Stephan Keppel – Soft Curve /Circular Act. Amsterdam 2019 – 2020. Formaat prints 78×114 cm.
Maandag 20 januari 2020
Vaak stoppen er toeristen op de brug voor ons huis. Ze fotograferen de horizon in het verlengde van de gracht. Daar komt de zon op. Je kunt zeker een kilometer ver kijken. Zoals je in de looprichting van de Nassaukade (stad uit) altijd het nieuwe gebouw aan de houthavens ziet – vierkant, een stuk lucht geframed – of iets meer naar links, de rookpluim van de energiecentrale en de vuilverbranding, zie je in het verlengde van de daken van de drie flats die Carel Weeber ontworpen heeft. Postmodern, zwart, rood, groen. Het kleurt mooi bij de zon en de geraniums die in de bakken aan de ijzeren brugleuningen hangen. Als stadsbewoner zal je niet snel stilstaan om een camera te hanteren, toch herken je die luchten en de gebouwen wel.
Ik moet in West zijn, zal straks weer lang die eigenzinnige gebouwen van Weeber komen, kleur en een spel met Amsterdamse huiselijkheid tussen allemaal vierkante grijze gebouwen en fiets door het park. Omdat de bomen kaal zijn valt me nu pas op dat bij het binnenfietsen vlak om de bocht een prachtig stel taxus-bomen staan. Ze zijn nog groen.
Ik fiets onder de schuine platanen door. Omdat alles zo kaal is vallen de honden meer op dan ooit. Een dame op het gras met drie honden, verschillende merken. Twee dalmatiërs en een grote witte hond die ik later deze week zal leren kennen als een Zwitserse herder. Zwart, wit, helder groen en een ijlblauwe lucht. Welkom in Teletubby-land.

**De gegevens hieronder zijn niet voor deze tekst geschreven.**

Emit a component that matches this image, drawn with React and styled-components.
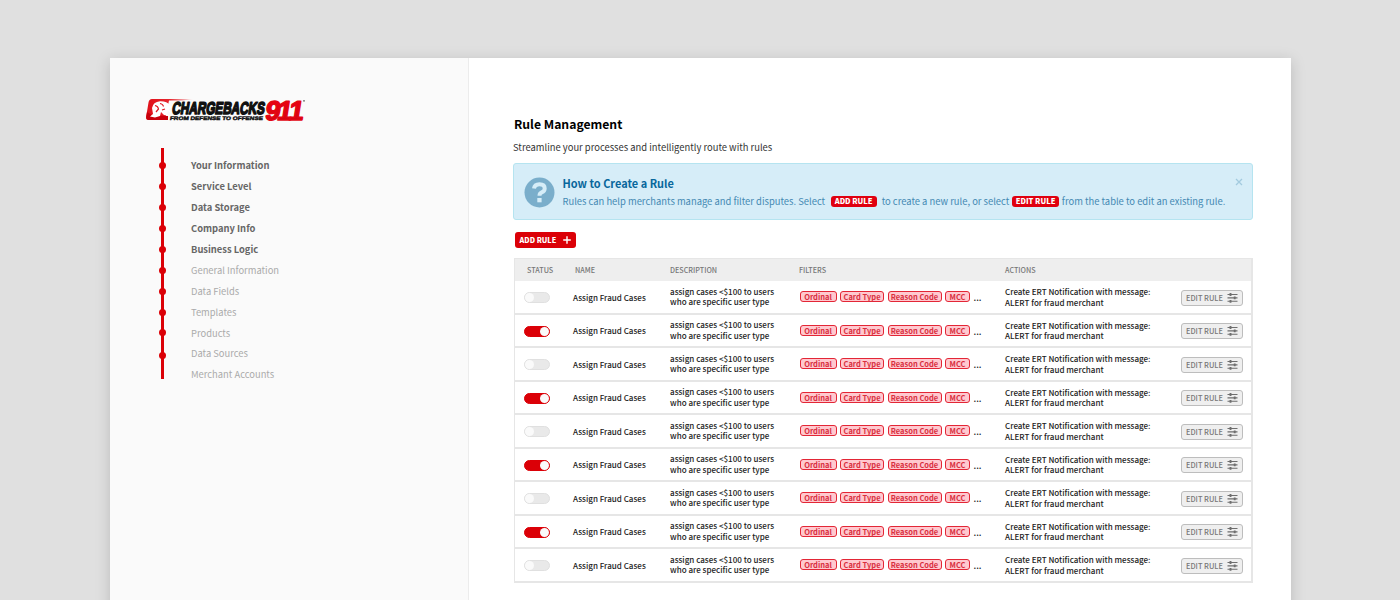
import React from 'react';
import styled, { createGlobalStyle } from 'styled-components';

const Global = createGlobalStyle`
  * { box-sizing: border-box; }
  html, body { margin: 0; height: 600px; overflow: hidden; }
  body {
    background: #e0e0e0;
    font-family: "Noto Sans CJK SC", "Noto Sans", sans-serif;
    color: #222;
  }
`;

const Page = styled.div`
  height: 600px;
  padding: 58px 109px 0 110px;
  overflow: hidden;
`;

const Card = styled.div`
  display: flex;
  height: 640px;
  background: #fff;
  box-shadow: 0 3px 14px rgba(0, 0, 0, 0.17);
`;

const Sidebar = styled.aside`
  width: 359px;
  flex: none;
  background: #fafafa;
  border-right: 1px solid #ececec;
  padding: 38px 0 0 34px;
`;

const Logo = styled.svg`
  display: block;
  width: 164px;
  height: 28px;
  overflow: visible;
`;

const Nav = styled.nav`
  display: flex;
  margin: 24px 0 0 15px;
`;

const Rail = styled.div`
  width: 7px;
  height: 231px;
  padding-top: 14px;
  background: linear-gradient(#db0007, #db0007) 2px 0 / 3px 100% no-repeat;
`;

const Dot = styled.div`
  width: 7px;
  height: 7px;
  border-radius: 50%;
  background: #db0007;
  margin-bottom: ${(p) => p.$gap}px;
`;

const NavList = styled.div`
  margin: 7px 0 0 25px;
`;

const NavItem = styled.div`
  height: 20.95px;
  line-height: 21.6px;
  font-size: 9.4px;
  white-space: nowrap;
  font-weight: ${(p) => (p.$active ? 700 : 400)};
  color: ${(p) => (p.$active ? '#666' : '#aaa')};
`;

const Main = styled.main`
  padding: 55px 0 0 44px;
  width: 784px;
`;

const Title = styled.h1`
  margin: 0 0 0 1px;
  font-size: 12.2px;
  line-height: 22px;
  font-weight: 700;
  color: #000;
`;

const Subtitle = styled.p`
  margin: 3px 0 0;
  font-size: 9.42px;
  line-height: 18px;
  color: #333;
`;

const Notice = styled.section`
  display: flex;
  position: relative;
  margin-top: 7px;
  height: 57px;
  width: 740px;
  padding: 13px 0 0 10px;
  background: #d6edf8;
  border: 1px solid #b5e4f0;
  border-radius: 3px;
`;

const NoticeBody = styled.div`
  margin: -1px 0 0 7.5px;
`;

const NoticeTitle = styled.h2`
  margin: -2px 0 0;
  font-size: 10.95px;
  line-height: 18px;
  font-weight: 700;
  color: #08679c;
`;

const NoticeText = styled.div`
  display: flex;
  align-items: center;
  height: 18px;
  font-size: 9.41px;
  line-height: 18px;
  white-space: nowrap;
  color: #4489b3;
`;

const Pill = styled.span`
  flex: none;
  height: 11px;
  line-height: 10.6px;
  width: ${(p) => p.$w}px;
  text-align: center;
  margin: 0 ${(p) => p.$after}px 0 ${(p) => p.$before}px;
  border-radius: 3px;
  background: #e0000f;
  color: #fff;
  font-size: 7.5px;
  font-weight: 900;
`;

const Close = styled.svg`
  position: absolute;
  top: 14px;
  right: 9px;
  width: 8px;
  height: 8px;
`;

const AddButton = styled.button`
  display: flex;
  align-items: center;
  justify-content: space-between;
  margin: 12px 0 0 2px;
  width: 61px;
  height: 16px;
  padding: 0 5.5px 0 4.5px;
  border: 0;
  border-radius: 3px;
  background: #db0007;
  color: #fff;
  font: 900 7.3px/16px "Noto Sans CJK SC", sans-serif;
`;

const Table = styled.div`
  margin: 10px 0 0 1px;
  width: 739px;
  border: solid #e6e6e6;
  border-width: 1px 2px 0 1px;
`;

const Row = styled.div`
  display: grid;
  grid-template-columns: 58px 97px 129px 206px 176px 70px;
  align-items: center;
  height: 33.5px;
  border-bottom: 2px solid #e6e6e6;
  font-size: 8.05px;
  line-height: 10.6px;
  font-weight: 500;
  white-space: nowrap;
`;

const HeadRow = styled(Row)`
  height: 22px;
  background: #eee;
  border-bottom: 0;
  color: #777;
  font-size: 7.2px;
`;

const HeadCell = styled.div`
  padding-left: ${(p) => p.$inset || 0}px;
`;

const Cell = styled.div`
  padding-top: ${(p) => p.$drop}px;
`;

const Toggle = styled.div`
  display: flex;
  justify-content: ${(p) => (p.$on ? 'flex-end' : 'flex-start')};
  width: 26px;
  height: 11px;
  margin: 2px 0 0 9px;
  border-radius: 6px;
  border: 1px solid ${(p) => (p.$on ? '#db0007' : '#e0e0e0')};
  background: ${(p) => (p.$on ? '#db0007' : '#e9e9e9')};
`;

const Knob = styled.div`
  width: 9px;
  height: 9px;
  border-radius: 50%;
  background: #fafafa;
`;

const Tags = styled.div`
  display: flex;
  gap: 3.5px;
  align-items: center;
  margin-left: 0.5px;
`;

const Tag = styled.span`
  flex: none;
  width: ${(p) => p.$w}px;
  height: 11.4px;
  line-height: 9px;
  text-align: center;
  border: 1px solid #e32636;
  border-radius: 3px;
  background: #ffc9cf;
  color: #d9303f;
  font-size: 7.5px;
  font-weight: 700;
`;

const More = styled.span`
  padding-top: 4px;
  font-size: 9px;
`;

const EditButton = styled.button`
  display: flex;
  align-items: center;
  justify-content: space-between;
  width: 62px;
  height: 16px;
  margin-top: 1.6px;
  padding: 0 4px;
  border: 1px solid #bdbdbd;
  border-radius: 3px;
  background: #efefef;
  color: #777;
  font: 500 7.4px/14px "Noto Sans CJK SC", sans-serif;
`;

const steps = ['Your Information', 'Service Level', 'Data Storage', 'Company Info', 'Business Logic',
  'General Information', 'Data Fields', 'Templates', 'Products', 'Data Sources', 'Merchant Accounts'];
const dotGaps = [14, 14, 14, 14, 13.5, 14, 14, 13.7, 15.6, 0];
const tags = [['Ordinal', 37], ['Card Type', 44], ['Reason Code', 54], ['MCC', 25]];
const rules = [false, true, false, true, false, true, false, true, false];

const BrandLogo = () => (
  <Logo viewBox="0 0 164 28">
    <defs>
      <linearGradient id="swoosh" x1="0" x2="1">
        <stop offset="0" stopColor="#e0101a" />
        <stop offset="0.5" stopColor="#e6262e" />
        <stop offset="1" stopColor="#fafafa" />
      </linearGradient>
      <linearGradient id="digits" x1="0" x2="0" y1="0" y2="1">
        <stop offset="0" stopColor="#f5000f" />
        <stop offset="1" stopColor="#cf0510" />
      </linearGradient>
    </defs>
    <path d="M8 3H50L38 4.600H25L21 24H5Q1.500 24 2.200 20.500L4.500 6.500Q5 3 8 3Z" fill="url(#swoosh)" />
    <path d="M3 16L8 19 24 20 24 24H5Q1.800 24 2.200 20.500Z" fill="#c8000b" />
    <path d="M8 12Q9 6 16 5.200Q23 5 26 9L28 12 25 13 27 17 24 15 23 18 26 20 20 19 17 16 16 20 11 21.500 6 20.500 9 18Z" fill="#fff" />
    <path d="M11 9.500Q14 10 14.500 13L12 16M16 7.500Q19 8 19.500 10.500M18 14L21 13" fill="none" stroke="#df1720" strokeWidth="1.200" />
    <g transform="skewX(-9)" fontFamily="Liberation Sans" fontWeight="700" strokeLinejoin="round">
      <text x="30.500" y="18.400" textLength="92.500" lengthAdjust="spacingAndGlyphs" fontSize="17" fill="#111" stroke="#111" strokeWidth="1.600">CHARGEBACKS</text>
      <text x="29.500" y="24" textLength="93" lengthAdjust="spacingAndGlyphs" fontSize="5" fill="#111" stroke="#111" strokeWidth="0.400">FROM DEFENSE TO OFFENSE</text>
      <text x="124 136 147.500" y="23.500" fontSize="27" fill="url(#digits)" stroke="#e30613" strokeWidth="1.600">911</text>
    </g>
    <circle cx="160" cy="4.800" r="0.900" fill="#666" />
  </Logo>
);

const HelpIcon = () => (
  <svg width="31" height="31" viewBox="0 0 31 31">
    <circle cx="15.500" cy="15.500" r="15" fill="#7aaecb" />
    <path d="M10 11.500Q10.500 7.200 15.500 7.200Q20.700 7.200 20.700 11.400Q20.700 14 17.700 15.300Q15.500 16.300 15.500 18.700" fill="none" stroke="#d6edf8" strokeWidth="4" />
    <rect x="13.300" y="21" width="4.300" height="4.300" fill="#d6edf8" />
  </svg>
);

const Sliders = () => (
  <svg width="11" height="10" viewBox="0 0 11 10" stroke="#6e6e6e" fill="none">
    <path d="M0.500 1.500H10.500M0.500 4.900H10.500M0.500 8.300H10.500" strokeWidth="1.100" />
    <path d="M3.500 0.100V2.900M7.700 3.500V6.300M3.500 6.900V9.700" strokeWidth="1.900" />
  </svg>
);

export default function App() {
  return (
    <Page>
      <Global />
      <Card>
        <Sidebar>
          <BrandLogo />
          <Nav>
            <Rail>{dotGaps.map((g, i) => <Dot key={i} $gap={g} />)}</Rail>
            <NavList>{steps.map((s, i) => <NavItem key={s} $active={i < 5}>{s}</NavItem>)}</NavList>
          </Nav>
        </Sidebar>
        <Main>
          <Title>Rule Management</Title>
          <Subtitle>Streamline your processes and intelligently route with rules</Subtitle>
          <Notice>
            <HelpIcon />
            <NoticeBody>
              <NoticeTitle>How to Create a Rule</NoticeTitle>
              <NoticeText>
                Rules can help merchants manage and filter disputes. Select
                <Pill $w={46} $before={5.5} $after={5}>ADD RULE</Pill>
                to create a new rule, or select
                <Pill $w={46.5} $before={3} $after={3}>EDIT RULE</Pill>
                from the table to edit an existing rule.
              </NoticeText>
            </NoticeBody>
            <Close viewBox="0 0 8 8"><path d="M1 1L7 7M7 1L1 7" stroke="#a3cadf" strokeWidth="1.300" /></Close>
          </Notice>
          <AddButton>
            ADD RULE
            <svg width="8" height="8" viewBox="0 0 8 8"><path d="M4 0.200V7.800M0.200 4H7.800" stroke="#fff" strokeWidth="1.400" /></svg>
          </AddButton>
          <Table>
            <HeadRow>
              <HeadCell $inset={12}>STATUS</HeadCell>
              <HeadCell $inset={2}>NAME</HeadCell>
              <HeadCell>DESCRIPTION</HeadCell>
              <HeadCell>FILTERS</HeadCell>
              <HeadCell>ACTIONS</HeadCell>
            </HeadRow>
            {rules.map((on, i) => (
              <Row key={i}>
                <Toggle $on={on}><Knob /></Toggle>
                <Cell $drop={3}>Assign Fraud Cases</Cell>
                <Cell $drop={1.2}>assign cases &lt;$100 to users<br />who are specific user type</Cell>
                <Tags>{tags.map(([t, w]) => <Tag key={t} $w={w}>{t}</Tag>)}<More>...</More></Tags>
                <Cell $drop={2.4}>Create ERT Notification with message:<br />ALERT for fraud merchant</Cell>
                <EditButton>EDIT RULE<Sliders /></EditButton>
              </Row>
            ))}
          </Table>
        </Main>
      </Card>
    </Page>
  );
}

Aan het einde van het Park de weg over. Langs de brug en wei met de vierkante koeien, een klassiek hofje bij het water van de vaart. Ik volg de rode fietspaden. Maak ruzie met iemand op een elektrische fiets die mij snijdt. Dan ben ik bij het grote vierkante water dat de ruimte tot aan de Snelweg in beslag neemt. Links nog steeds die glorieuze lucht, lila, roze ochtendlucht. Ze is zo verleidelijk dat ik omhoog kijk vanaf mijn fiets. Voor het eerst valt me op dat vanachter het water en vanachter de snelweg een muur van flats oprijst. Grote grijze gebouwen, glinsterende façades van glas. Het wereld mode centrum. Het een en ander van de GGZ. Kantoren veroveren de wereld. Ik moet denken aan mijn treinrit naar Den Haag: vanuit de trein omhoog kijkend naar een enorm stuk blauwe lucht boven de glanzende wanden van de hoogbouw uit. Alsof je je in een canyon bevind en vandaaruit naar de lucht kijkt.
De rij grijze kantoren wordt gesloten door de grote rode drie met de groene mutsen op. Dat is nou precies het bijzondere aan die gebouwen van Weeber, dat ze in deze omgeving waarin glas en staal en beton overheersen, als enige gekleurd en bijna frivool zijn.
De gele blokkendoos links en dan het eerste viaduct. Ik kijk naar de betonnen pilaren, die taps toelopend van bovenaf in de grond verdwijnen. Langs de weg stilstaand water. Er liggen takken en struiken op de grond. Dan weer hoogbouw, grijs veel glas, een tweede viaduct.
Ik hoorde gisteren in Den Haag dat Walter Benjamin zei over zulke gebouwen beweerde, dat ze van glas zijn zodat het verleden er geen krassen op kan maken. Ik twijfel of dat klopt. Is het probleem niet juist, dat al die gebouwen die als trots en rijk bedoeld waren, er nu juist zo aftands en versleten uitzien? Of is dat precies wat Benjamin bedoelt, dat ze wel oud en lelijk worden, maar nooit een mooi slijtage patroon, een mooi patina zullen hebben? En Route 12.